— SOURCE RECORDS —

━━━━━━━━

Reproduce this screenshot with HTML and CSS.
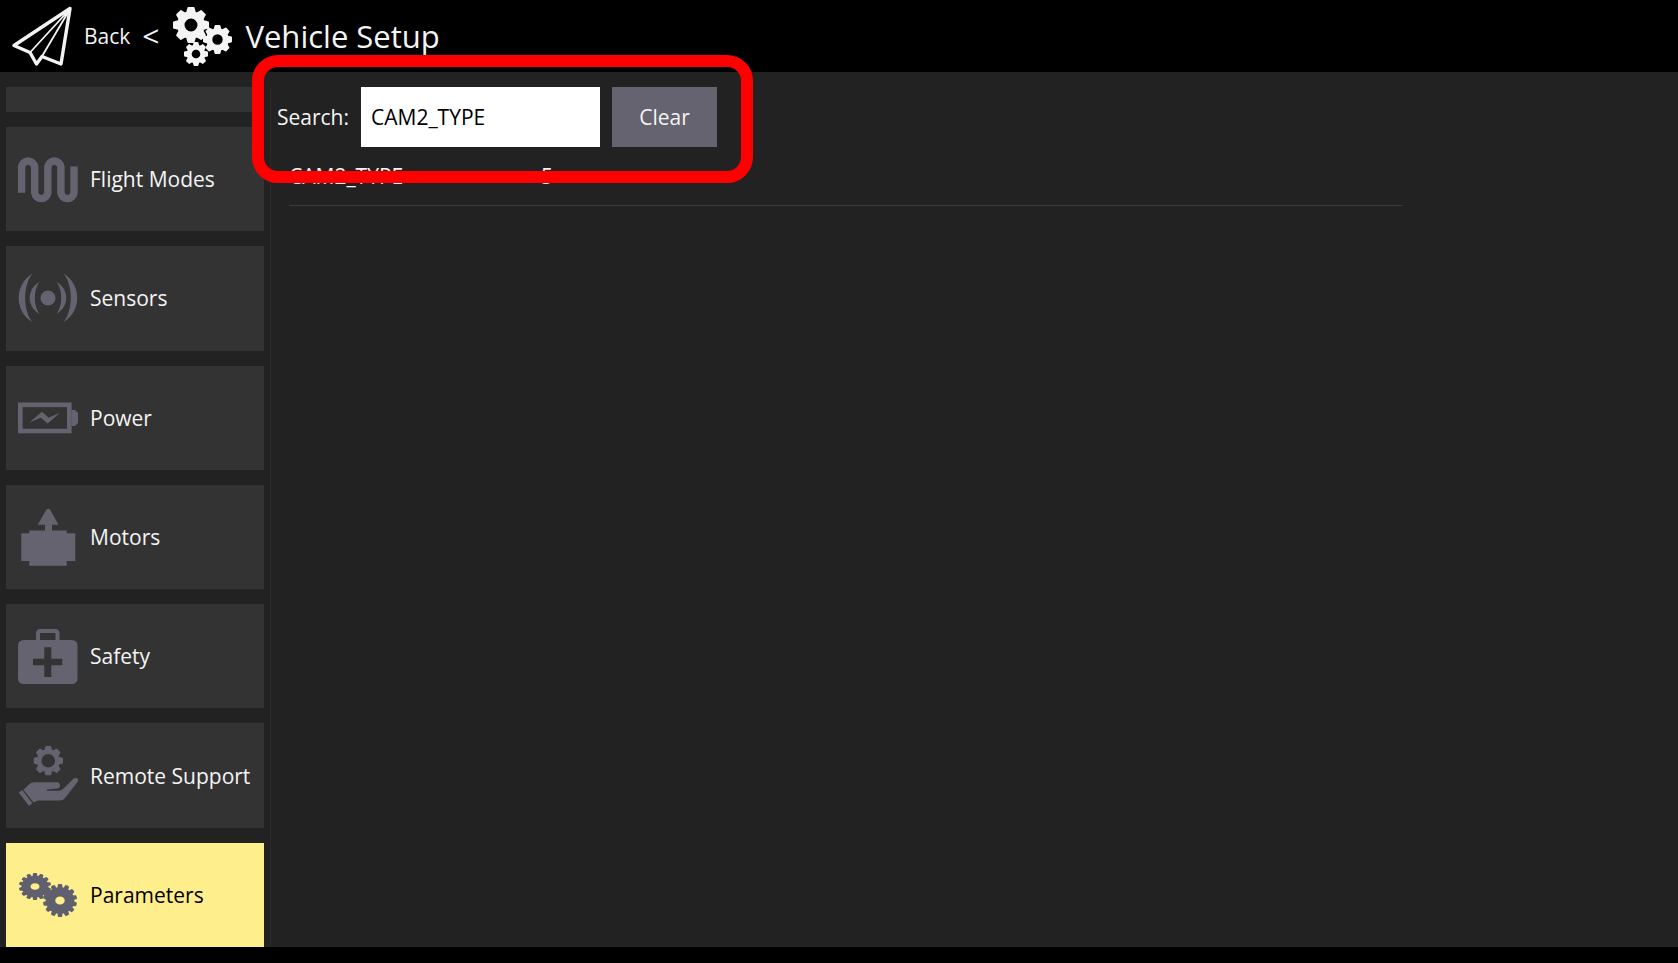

━━━━━━━━

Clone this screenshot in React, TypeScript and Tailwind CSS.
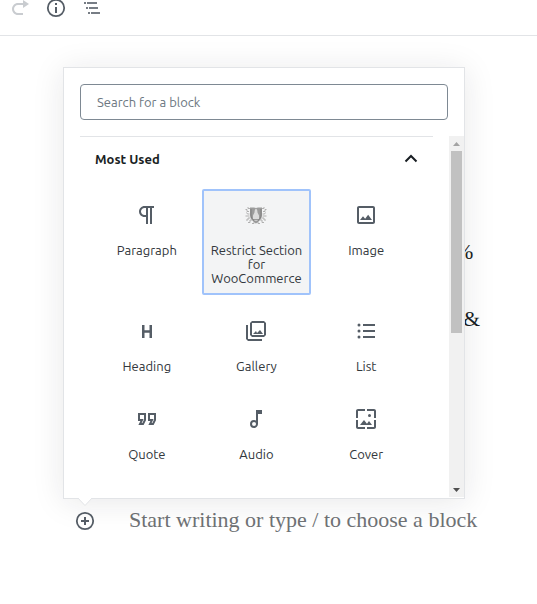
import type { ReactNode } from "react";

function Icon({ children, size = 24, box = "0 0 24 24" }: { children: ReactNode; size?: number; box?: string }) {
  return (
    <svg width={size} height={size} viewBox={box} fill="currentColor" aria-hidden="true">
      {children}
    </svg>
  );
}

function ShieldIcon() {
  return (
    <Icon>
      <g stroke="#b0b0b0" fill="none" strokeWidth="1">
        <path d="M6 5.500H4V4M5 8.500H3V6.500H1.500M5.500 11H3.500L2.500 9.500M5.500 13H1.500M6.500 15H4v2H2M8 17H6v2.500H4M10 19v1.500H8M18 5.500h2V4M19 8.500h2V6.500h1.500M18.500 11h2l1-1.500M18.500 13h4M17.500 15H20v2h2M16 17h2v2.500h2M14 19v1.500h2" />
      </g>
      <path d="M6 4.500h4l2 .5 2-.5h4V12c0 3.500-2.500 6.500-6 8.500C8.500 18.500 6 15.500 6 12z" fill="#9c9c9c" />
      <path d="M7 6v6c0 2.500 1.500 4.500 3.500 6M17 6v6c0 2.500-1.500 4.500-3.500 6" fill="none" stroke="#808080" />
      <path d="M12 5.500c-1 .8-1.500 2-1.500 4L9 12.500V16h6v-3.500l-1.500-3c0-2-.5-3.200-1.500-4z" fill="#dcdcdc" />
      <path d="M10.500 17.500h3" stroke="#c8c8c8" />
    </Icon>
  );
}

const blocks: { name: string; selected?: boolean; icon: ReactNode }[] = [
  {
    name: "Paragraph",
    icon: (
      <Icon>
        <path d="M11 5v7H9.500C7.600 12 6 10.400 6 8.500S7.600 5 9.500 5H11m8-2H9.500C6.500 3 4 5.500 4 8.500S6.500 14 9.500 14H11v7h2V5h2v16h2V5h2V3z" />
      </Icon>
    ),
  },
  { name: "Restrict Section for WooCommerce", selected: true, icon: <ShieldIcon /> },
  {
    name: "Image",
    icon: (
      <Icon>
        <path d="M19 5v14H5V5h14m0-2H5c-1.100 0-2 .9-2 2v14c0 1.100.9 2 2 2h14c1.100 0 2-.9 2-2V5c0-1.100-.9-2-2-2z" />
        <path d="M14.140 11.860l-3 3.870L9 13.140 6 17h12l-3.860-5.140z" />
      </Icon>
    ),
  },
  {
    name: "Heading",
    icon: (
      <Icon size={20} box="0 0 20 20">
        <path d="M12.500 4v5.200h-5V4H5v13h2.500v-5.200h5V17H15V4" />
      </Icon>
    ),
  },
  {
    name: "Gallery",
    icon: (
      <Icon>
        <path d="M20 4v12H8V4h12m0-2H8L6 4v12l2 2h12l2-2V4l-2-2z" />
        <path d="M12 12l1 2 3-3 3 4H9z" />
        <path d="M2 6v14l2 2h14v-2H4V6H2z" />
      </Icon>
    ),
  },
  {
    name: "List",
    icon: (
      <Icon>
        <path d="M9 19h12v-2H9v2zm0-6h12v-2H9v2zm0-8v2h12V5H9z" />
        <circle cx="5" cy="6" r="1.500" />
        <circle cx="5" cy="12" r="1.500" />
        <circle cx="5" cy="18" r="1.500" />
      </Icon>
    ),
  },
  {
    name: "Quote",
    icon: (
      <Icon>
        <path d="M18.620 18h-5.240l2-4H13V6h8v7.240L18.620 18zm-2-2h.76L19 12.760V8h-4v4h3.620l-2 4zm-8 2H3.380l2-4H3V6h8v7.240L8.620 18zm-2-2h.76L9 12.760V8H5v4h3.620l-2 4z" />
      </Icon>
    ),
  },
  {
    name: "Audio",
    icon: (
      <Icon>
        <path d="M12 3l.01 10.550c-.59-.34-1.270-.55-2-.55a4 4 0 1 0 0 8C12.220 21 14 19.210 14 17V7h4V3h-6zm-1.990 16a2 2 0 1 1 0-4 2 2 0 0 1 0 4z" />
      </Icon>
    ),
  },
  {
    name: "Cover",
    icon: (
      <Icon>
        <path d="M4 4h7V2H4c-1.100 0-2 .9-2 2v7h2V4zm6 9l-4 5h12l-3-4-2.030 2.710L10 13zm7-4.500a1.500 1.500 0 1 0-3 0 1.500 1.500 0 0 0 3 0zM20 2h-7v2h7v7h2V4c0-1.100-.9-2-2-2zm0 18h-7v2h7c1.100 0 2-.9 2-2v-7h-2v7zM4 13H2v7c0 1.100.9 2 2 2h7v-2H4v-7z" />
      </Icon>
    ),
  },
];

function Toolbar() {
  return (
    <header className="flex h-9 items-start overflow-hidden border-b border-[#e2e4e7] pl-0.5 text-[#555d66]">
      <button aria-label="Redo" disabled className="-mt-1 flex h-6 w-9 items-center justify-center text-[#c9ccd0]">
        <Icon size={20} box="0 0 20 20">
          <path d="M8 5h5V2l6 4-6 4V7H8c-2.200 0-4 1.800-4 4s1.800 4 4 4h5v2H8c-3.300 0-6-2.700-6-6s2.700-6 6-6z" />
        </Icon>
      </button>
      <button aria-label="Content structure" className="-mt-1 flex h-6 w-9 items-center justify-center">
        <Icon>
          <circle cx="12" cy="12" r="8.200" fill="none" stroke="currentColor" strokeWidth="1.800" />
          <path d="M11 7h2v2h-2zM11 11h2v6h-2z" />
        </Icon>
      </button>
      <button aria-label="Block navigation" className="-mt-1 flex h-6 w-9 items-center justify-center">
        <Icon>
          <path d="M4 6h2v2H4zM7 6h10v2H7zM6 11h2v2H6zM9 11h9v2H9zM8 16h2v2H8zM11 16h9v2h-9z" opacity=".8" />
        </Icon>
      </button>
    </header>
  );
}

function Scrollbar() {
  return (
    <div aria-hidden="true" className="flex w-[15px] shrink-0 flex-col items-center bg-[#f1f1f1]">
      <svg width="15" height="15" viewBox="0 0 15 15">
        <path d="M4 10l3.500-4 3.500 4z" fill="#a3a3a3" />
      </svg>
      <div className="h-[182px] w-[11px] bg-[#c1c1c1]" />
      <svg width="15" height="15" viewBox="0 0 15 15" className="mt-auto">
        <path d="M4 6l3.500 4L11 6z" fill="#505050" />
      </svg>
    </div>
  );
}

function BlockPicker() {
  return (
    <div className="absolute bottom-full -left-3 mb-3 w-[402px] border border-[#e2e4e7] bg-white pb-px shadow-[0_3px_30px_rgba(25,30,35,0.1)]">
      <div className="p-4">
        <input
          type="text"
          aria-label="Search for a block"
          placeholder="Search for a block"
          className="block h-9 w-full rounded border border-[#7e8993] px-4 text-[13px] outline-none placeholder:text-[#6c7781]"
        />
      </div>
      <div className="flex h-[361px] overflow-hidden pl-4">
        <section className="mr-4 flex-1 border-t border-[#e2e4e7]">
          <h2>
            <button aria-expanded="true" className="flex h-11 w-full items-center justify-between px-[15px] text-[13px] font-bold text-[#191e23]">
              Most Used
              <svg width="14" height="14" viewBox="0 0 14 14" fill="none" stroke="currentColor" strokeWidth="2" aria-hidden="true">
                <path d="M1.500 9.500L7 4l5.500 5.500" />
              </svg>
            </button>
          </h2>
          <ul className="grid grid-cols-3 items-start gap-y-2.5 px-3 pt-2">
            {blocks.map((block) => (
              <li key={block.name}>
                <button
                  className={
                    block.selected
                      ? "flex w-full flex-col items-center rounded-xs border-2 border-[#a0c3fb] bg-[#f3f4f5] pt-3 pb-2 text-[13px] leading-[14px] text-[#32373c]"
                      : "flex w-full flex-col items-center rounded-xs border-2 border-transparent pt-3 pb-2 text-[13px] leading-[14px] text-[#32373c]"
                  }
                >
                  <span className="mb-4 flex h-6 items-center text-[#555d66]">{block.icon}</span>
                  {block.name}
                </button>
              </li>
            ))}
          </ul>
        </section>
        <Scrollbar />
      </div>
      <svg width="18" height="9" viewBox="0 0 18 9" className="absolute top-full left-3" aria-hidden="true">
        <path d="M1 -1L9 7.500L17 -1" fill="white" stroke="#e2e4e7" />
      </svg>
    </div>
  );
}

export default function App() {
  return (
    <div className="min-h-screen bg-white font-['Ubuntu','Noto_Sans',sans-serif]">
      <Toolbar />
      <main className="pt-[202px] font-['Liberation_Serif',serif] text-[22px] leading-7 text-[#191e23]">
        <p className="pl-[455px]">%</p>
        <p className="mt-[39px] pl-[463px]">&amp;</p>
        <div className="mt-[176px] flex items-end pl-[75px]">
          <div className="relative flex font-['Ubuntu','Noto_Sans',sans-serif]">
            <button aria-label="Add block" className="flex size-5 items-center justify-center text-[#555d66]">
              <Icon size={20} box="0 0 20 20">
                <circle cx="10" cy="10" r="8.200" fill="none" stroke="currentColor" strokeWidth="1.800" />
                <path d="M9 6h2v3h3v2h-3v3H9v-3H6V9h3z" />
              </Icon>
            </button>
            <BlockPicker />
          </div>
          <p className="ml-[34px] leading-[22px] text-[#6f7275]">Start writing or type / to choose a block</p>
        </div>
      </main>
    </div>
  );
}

━━━━━━━━

— YOUR INSTRUCTIONS —
Return each line in the records that holds the string "this".

— FINISHED TASK —
Reproduce this screenshot with HTML and CSS.
Clone this screenshot in React, TypeScript and Tailwind CSS.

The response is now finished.